Mixed Blessings

St Lawrence County is big: it has 2,680 square miles! It is one and a half times bigger than the next biggest county, Essex, and it is more than three times the size of the average county-size of 820 square miles.  Is this a blessing? 

Consider that St Lawrence County (SLC) maintains 573 miles of county roads, as opposed to a smaller county like Westchester which maintains only 160 miles of roadway.  Meanwhile the primary revenue source for county road maintenance are county property taxes: the more property value per county, the lower and the more reasonable the tax rates.  The total property value in SLC is $7 billion according to the 2023 NYS Office of the State Comptroller’s office, while Westchester’s is $210 billion.  So while SLC has 3.5 times more roads to maintain than Westchester, we have have 30 times lower property value, which seems unfair.
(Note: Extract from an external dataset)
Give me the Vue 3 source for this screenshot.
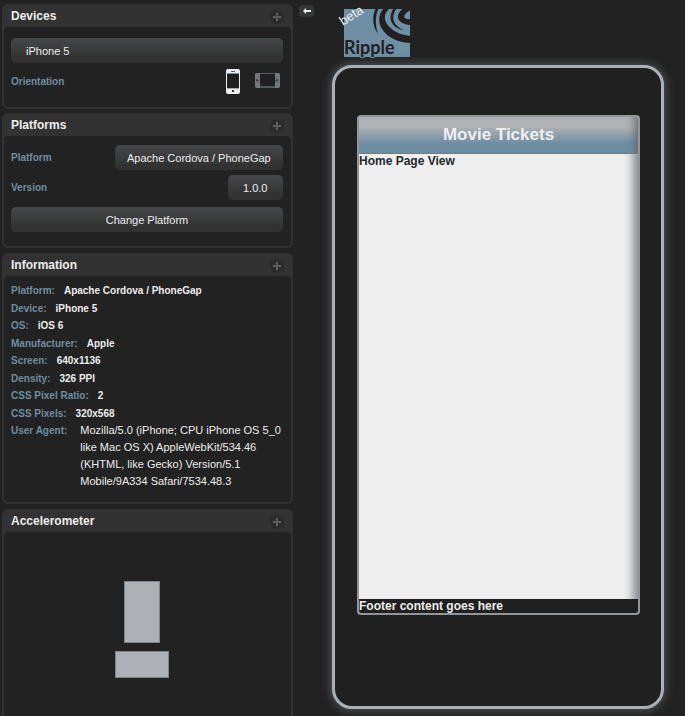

Meanwhile, the net revenue of most institutions is closely tied to population density.  Shopkeepers rely on customers to make financial ends meet.  Nonprofits likewise rely on net usage to either charge or receive funding to continue operations.  Here too, SLC is at a disadvantage, as it has the sixth lowest population density (40 people per square mile) compared to, say, Westchester, with a population nearly 60 times bigger. Nonprofits like ReachOut of SLC or Hospice of SLC face the daunting task of providing services over hundreds of miles, from Massena to Gouverneur to Star Lake every day, with minimal employees as state funding decreases with number of people served.  K-12 schools and emergency first responders face similar battles for survival in SLC.

Certainly I consider it a blessing that we can drive our kayaks to remote isolated lakes and waterways and hike pristine mountain passes. But I would feel better were the population of St Lawrence County increasing rather than decreasing, and were the pool of people ready to assist the many essential services in our county bigger.